Dataset excerpt:
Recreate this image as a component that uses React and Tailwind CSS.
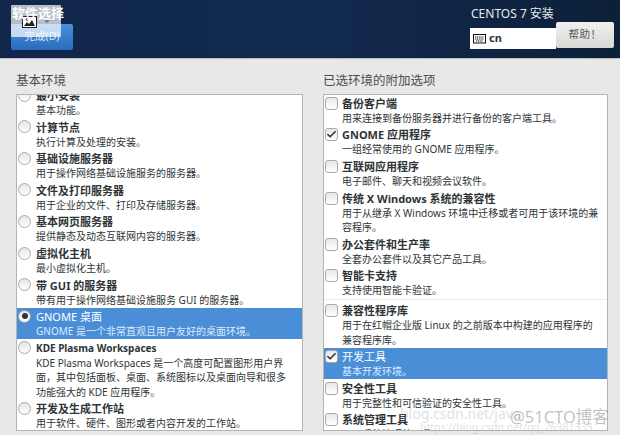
import React from 'react';
import { Check } from 'lucide-react';

const FONT = '"Noto Sans", "Noto Sans CJK SC", sans-serif';

const envs = [
  { title: '最小安装', desc: ['基本功能。'] },
  { title: '计算节点', desc: ['执行计算及处理的安装。'] },
  { title: '基础设施服务器', desc: ['用于操作网络基础设施服务的服务器。'] },
  { title: '文件及打印服务器', desc: ['用于企业的文件、打印及存储服务器。'] },
  { title: '基本网页服务器', desc: ['提供静态及动态互联网内容的服务器。'] },
  { title: '虚拟化主机', desc: ['最小虚拟化主机。'] },
  { title: '带 GUI 的服务器', desc: ['带有用于操作网络基础设施服务 GUI 的服务器。'] },
  { title: 'GNOME 桌面', desc: ['GNOME 是一个非常直观且用户友好的桌面环境。'], selected: true },
  {
    title: 'KDE Plasma Workspaces',
    latin: true,
    desc: ['KDE Plasma Workspaces 是一个高度可配置图形用户界', '面，其中包括面板、桌面、系统图标以及桌面向导和很多', '功能强大的 KDE 应用程序。'],
  },
  { title: '开发及生成工作站', desc: ['用于软件、硬件、图形或者内容开发的工作站。'] },
];

const addons = [
  { title: '备份客户端', desc: ['用来连接到备份服务器并进行备份的客户端工具。'] },
  { title: 'GNOME 应用程序', desc: ['一组经常使用的 GNOME 应用程序。'], checked: true },
  { title: '互联网应用程序', desc: ['电子邮件、聊天和视频会议软件。'] },
  { title: '传统 X Windows 系统的兼容性', desc: ['用于从继承 X Windows 环境中迁移或者可用于该环境的兼', '容程序。'] },
  { title: '办公套件和生产率', desc: ['全套办公套件以及其它产品工具。'] },
  { title: '智能卡支持', desc: ['支持使用智能卡验证。'], divider: true },
  { title: '兼容性程序库', desc: ['用于在红帽企业版 Linux 的之前版本中构建的应用程序的', '兼容程序库。'] },
  { title: '开发工具', desc: ['基本开发环境。'], checked: true, selected: true },
  { title: '安全性工具', desc: ['用于完整性和可信验证的安全性工具。'] },
  { title: '系统管理工具', desc: ['用于系统管理的工具。'] },
];

const Radio = ({ on }) => (
  <span className="mt-[2px] mr-[5px] w-[13px] h-[13px] shrink-0 rounded-full border border-[#a9a9a9] bg-gradient-to-b from-[#e4e4e4] to-white flex items-center justify-center">
    {on && <span className="w-[6px] h-[6px] rounded-full bg-[#2e3436]" />}
  </span>
);

const Checkbox = ({ on }) => (
  <span className="mt-[2.5px] mr-[4px] w-[13px] h-[13px] shrink-0 rounded-[3px] border border-[#a9a9a9] bg-gradient-to-b from-[#e8e8e8] to-white flex items-center justify-center">
    {on && <Check size={11} strokeWidth={3.5} className="text-[#2e3436]" />}
  </span>
);

const Row = ({ item, control }) => (
  <div className={`flex pl-[1px] ${item.selected ? 'bg-[#4a8ed8] text-white' : 'text-[#2e3436]'}`}>
    {control}
    <div className="min-w-0 pt-[1.5px] pb-[0.6px]">
      <div className={`leading-[15px] whitespace-nowrap ${item.latin ? 'text-[10px]' : 'text-[11px]'} ${item.selected ? 'font-normal' : 'font-bold'}`}>{item.title}</div>
      {item.desc.map((line) => (
        <div key={line} className={`text-[10px] leading-[14.5px] whitespace-nowrap ${item.selected ? 'text-[#dcebfa]' : ''}`}>{line}</div>
      ))}
    </div>
  </div>
);

export default function App() {
  return (
    <div className="relative w-[620px] h-[435px] overflow-hidden bg-[#e8e8e7] flex flex-col" style={{ fontFamily: FONT }}>
      {/* Header */}
      <header className="h-[59px] shrink-0 bg-gradient-to-r from-[#10264a] via-[#122a50] to-[#0c2038] border-b border-[#b8bcc0] flex justify-between pl-[11px] pr-[6px]">
        <div className="pt-[22px]">
          <button className="w-[62px] h-[26px] rounded-[2px] bg-gradient-to-b from-[#4a90e0] to-[#2a6cbc] text-[#dbe8f6] text-[10.5px]">完成(D)</button>
        </div>
        <div className="pt-[5px] w-[144px]">
          <div className="text-[#e6e9ed] text-[12px] leading-[18px] pl-[1px] whitespace-nowrap">CENTOS 7 安装</div>
          <div className="flex items-start mt-[5px]">
            <div className="w-[86px] h-[21px] bg-white flex items-center gap-[3px] pl-[3px] text-[11px] font-bold text-[#2e3436]">
              <svg width="13" height="11" viewBox="0 0 13 11" fill="none" stroke="#111">
                <rect x="0.5" y="1.5" width="12" height="8.5" />
                <path d="M2 4h9M2 6h9M3 8h7" strokeDasharray="1.2 0.6" />
              </svg>
              cn
            </div>
            <button className="w-[58px] h-[26px] -mt-[6px] rounded-[2px] bg-gradient-to-b from-[#f0f0ef] to-[#d8d8d6] text-[#555] text-[10.5px] tracking-wider">帮助！</button>
          </div>
        </div>
      </header>

      {/* Columns */}
      <main className="flex-1 min-h-0 grid grid-cols-[287px_285px] gap-[20px] pl-[16px] pt-[14px] pb-[4px]">
        <section className="min-h-0 flex flex-col">
          <h2 className="text-[12.5px] leading-[16px] mb-[5px] text-[#4a4e50]">基本环境</h2>
          <div className="flex-1 min-h-0 overflow-hidden bg-white border border-[#b4b4b4]">
            <div className="-mt-[8.4px]">
              {envs.map((item) => (
                <Row key={item.title} item={item} control={<Radio on={item.selected} />} />
              ))}
            </div>
          </div>
        </section>
        <section className="min-h-0 flex flex-col">
          <h2 className="text-[12.5px] leading-[16px] mb-[5px] text-[#4a4e50]">已选环境的附加选项</h2>
          <div className="flex-1 min-h-0 overflow-hidden bg-white border border-[#b4b4b4]">
            <div className="-mt-[0.7px]">
              {addons.map((item) => (
                <React.Fragment key={item.title}>
                  <Row item={item} control={<Checkbox on={item.checked} />} />
                  {item.divider && <div className="h-[1px] mt-[1px] mb-[1.3px] bg-[#ececec]" />}
                </React.Fragment>
              ))}
            </div>
          </div>
        </section>
      </main>

      {/* Broken image placeholder over the title */}
      <div className="absolute left-[11px] top-[5px] w-[50px] h-[32px] bg-white/70 rounded-[1px]">
        <svg className="absolute left-[11px] top-[11px]" width="15" height="12" viewBox="0 0 15 12">
          <rect x="0.5" y="0.5" width="14" height="11" fill="#fff" stroke="#222" />
          <path d="M2 10l3-4 2 2 3-4 3 6z" fill="#222" />
          <circle cx="5" cy="3.5" r="1.2" fill="#222" />
        </svg>
        <span className="absolute left-[33px] top-[15px] w-0 h-0 border-x-[3px] border-x-transparent border-t-[3px] border-t-[#777]" />
      </div>
      <div className="absolute left-[12px] top-[5px] text-[13px] leading-[16px] font-bold text-white">软件选择</div>

      {/* Watermarks */}
      <div className="absolute left-[400px] top-[405px] text-[14px] leading-[18px] text-[#b0b0b0]/40 whitespace-nowrap">blog.csdn.net/java</div>
      <div className="absolute left-[420px] top-[420px] text-[10.5px] leading-[14px] text-[#b0b0b0]/40 whitespace-nowrap">https://blog.csdn.net/qq_26981333</div>
      <div className="absolute left-[510px] top-[407px] text-[16.5px] leading-[20px] text-[#999999]/60 whitespace-nowrap">@51CTO博客</div>
    </div>
  );
}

Exercise goal: Transcribe the listing in full and omit the pictures.

Exercise result:
Recreate this image as a component that uses React and Tailwind CSS.
import React from 'react';
import { Check } from 'lucide-react';

const FONT = '"Noto Sans", "Noto Sans CJK SC", sans-serif';

const envs = [
  { title: '最小安装', desc: ['基本功能。'] },
  { title: '计算节点', desc: ['执行计算及处理的安装。'] },
  { title: '基础设施服务器', desc: ['用于操作网络基础设施服务的服务器。'] },
  { title: '文件及打印服务器', desc: ['用于企业的文件、打印及存储服务器。'] },
  { title: '基本网页服务器', desc: ['提供静态及动态互联网内容的服务器。'] },
  { title: '虚拟化主机', desc: ['最小虚拟化主机。'] },
  { title: '带 GUI 的服务器', desc: ['带有用于操作网络基础设施服务 GUI 的服务器。'] },
  { title: 'GNOME 桌面', desc: ['GNOME 是一个非常直观且用户友好的桌面环境。'], selected: true },
  {
    title: 'KDE Plasma Workspaces',
    latin: true,
    desc: ['KDE Plasma Workspaces 是一个高度可配置图形用户界', '面，其中包括面板、桌面、系统图标以及桌面向导和很多', '功能强大的 KDE 应用程序。'],
  },
  { title: '开发及生成工作站', desc: ['用于软件、硬件、图形或者内容开发的工作站。'] },
];

const addons = [
  { title: '备份客户端', desc: ['用来连接到备份服务器并进行备份的客户端工具。'] },
  { title: 'GNOME 应用程序', desc: ['一组经常使用的 GNOME 应用程序。'], checked: true },
  { title: '互联网应用程序', desc: ['电子邮件、聊天和视频会议软件。'] },
  { title: '传统 X Windows 系统的兼容性', desc: ['用于从继承 X Windows 环境中迁移或者可用于该环境的兼', '容程序。'] },
  { title: '办公套件和生产率', desc: ['全套办公套件以及其它产品工具。'] },
  { title: '智能卡支持', desc: ['支持使用智能卡验证。'], divider: true },
  { title: '兼容性程序库', desc: ['用于在红帽企业版 Linux 的之前版本中构建的应用程序的', '兼容程序库。'] },
  { title: '开发工具', desc: ['基本开发环境。'], checked: true, selected: true },
  { title: '安全性工具', desc: ['用于完整性和可信验证的安全性工具。'] },
  { title: '系统管理工具', desc: ['用于系统管理的工具。'] },
];

const Radio = ({ on }) => (
  <span className="mt-[2px] mr-[5px] w-[13px] h-[13px] shrink-0 rounded-full border border-[#a9a9a9] bg-gradient-to-b from-[#e4e4e4] to-white flex items-center justify-center">
    {on && <span className="w-[6px] h-[6px] rounded-full bg-[#2e3436]" />}
  </span>
);

const Checkbox = ({ on }) => (
  <span className="mt-[2.5px] mr-[4px] w-[13px] h-[13px] shrink-0 rounded-[3px] border border-[#a9a9a9] bg-gradient-to-b from-[#e8e8e8] to-white flex items-center justify-center">
    {on && <Check size={11} strokeWidth={3.5} className="text-[#2e3436]" />}
  </span>
);

const Row = ({ item, control }) => (
  <div className={`flex pl-[1px] ${item.selected ? 'bg-[#4a8ed8] text-white' : 'text-[#2e3436]'}`}>
    {control}
    <div className="min-w-0 pt-[1.5px] pb-[0.6px]">
      <div className={`leading-[15px] whitespace-nowrap ${item.latin ? 'text-[10px]' : 'text-[11px]'} ${item.selected ? 'font-normal' : 'font-bold'}`}>{item.title}</div>
      {item.desc.map((line) => (
        <div key={line} className={`text-[10px] leading-[14.5px] whitespace-nowrap ${item.selected ? 'text-[#dcebfa]' : ''}`}>{line}</div>
      ))}
    </div>
  </div>
);

export default function App() {
  return (
    <div className="relative w-[620px] h-[435px] overflow-hidden bg-[#e8e8e7] flex flex-col" style={{ fontFamily: FONT }}>
      {/* Header */}
      <header className="h-[59px] shrink-0 bg-gradient-to-r from-[#10264a] via-[#122a50] to-[#0c2038] border-b border-[#b8bcc0] flex justify-between pl-[11px] pr-[6px]">
        <div className="pt-[22px]">
          <button className="w-[62px] h-[26px] rounded-[2px] bg-gradient-to-b from-[#4a90e0] to-[#2a6cbc] text-[#dbe8f6] text-[10.5px]">完成(D)</button>
        </div>
        <div className="pt-[5px] w-[144px]">
          <div className="text-[#e6e9ed] text-[12px] leading-[18px] pl-[1px] whitespace-nowrap">CENTOS 7 安装</div>
          <div className="flex items-start mt-[5px]">
            <div className="w-[86px] h-[21px] bg-white flex items-center gap-[3px] pl-[3px] text-[11px] font-bold text-[#2e3436]">
              <svg width="13" height="11" viewBox="0 0 13 11" fill="none" stroke="#111">
                <rect x="0.5" y="1.5" width="12" height="8.5" />
                <path d="M2 4h9M2 6h9M3 8h7" strokeDasharray="1.2 0.6" />
              </svg>
              cn
            </div>
            <button className="w-[58px] h-[26px] -mt-[6px] rounded-[2px] bg-gradient-to-b from-[#f0f0ef] to-[#d8d8d6] text-[#555] text-[10.5px] tracking-wider">帮助！</button>
          </div>
        </div>
      </header>

      {/* Columns */}
      <main className="flex-1 min-h-0 grid grid-cols-[287px_285px] gap-[20px] pl-[16px] pt-[14px] pb-[4px]">
        <section className="min-h-0 flex flex-col">
          <h2 className="text-[12.5px] leading-[16px] mb-[5px] text-[#4a4e50]">基本环境</h2>
          <div className="flex-1 min-h-0 overflow-hidden bg-white border border-[#b4b4b4]">
            <div className="-mt-[8.4px]">
              {envs.map((item) => (
                <Row key={item.title} item={item} control={<Radio on={item.selected} />} />
              ))}
            </div>
          </div>
        </section>
        <section className="min-h-0 flex flex-col">
          <h2 className="text-[12.5px] leading-[16px] mb-[5px] text-[#4a4e50]">已选环境的附加选项</h2>
          <div className="flex-1 min-h-0 overflow-hidden bg-white border border-[#b4b4b4]">
            <div className="-mt-[0.7px]">
              {addons.map((item) => (
                <React.Fragment key={item.title}>
                  <Row item={item} control={<Checkbox on={item.checked} />} />
                  {item.divider && <div className="h-[1px] mt-[1px] mb-[1.3px] bg-[#ececec]" />}
                </React.Fragment>
              ))}
            </div>
          </div>
        </section>
      </main>

      {/* Broken image placeholder over the title */}
      <div className="absolute left-[11px] top-[5px] w-[50px] h-[32px] bg-white/70 rounded-[1px]">
        <svg className="absolute left-[11px] top-[11px]" width="15" height="12" viewBox="0 0 15 12">
          <rect x="0.5" y="0.5" width="14" height="11" fill="#fff" stroke="#222" />
          <path d="M2 10l3-4 2 2 3-4 3 6z" fill="#222" />
          <circle cx="5" cy="3.5" r="1.2" fill="#222" />
        </svg>
        <span className="absolute left-[33px] top-[15px] w-0 h-0 border-x-[3px] border-x-transparent border-t-[3px] border-t-[#777]" />
      </div>
      <div className="absolute left-[12px] top-[5px] text-[13px] leading-[16px] font-bold text-white">软件选择</div>

      {/* Watermarks */}
      <div className="absolute left-[400px] top-[405px] text-[14px] leading-[18px] text-[#b0b0b0]/40 whitespace-nowrap">blog.csdn.net/java</div>
      <div className="absolute left-[420px] top-[420px] text-[10.5px] leading-[14px] text-[#b0b0b0]/40 whitespace-nowrap">https://blog.csdn.net/qq_26981333</div>
      <div className="absolute left-[510px] top-[407px] text-[16.5px] leading-[20px] text-[#999999]/60 whitespace-nowrap">@51CTO博客</div>
    </div>
  );
}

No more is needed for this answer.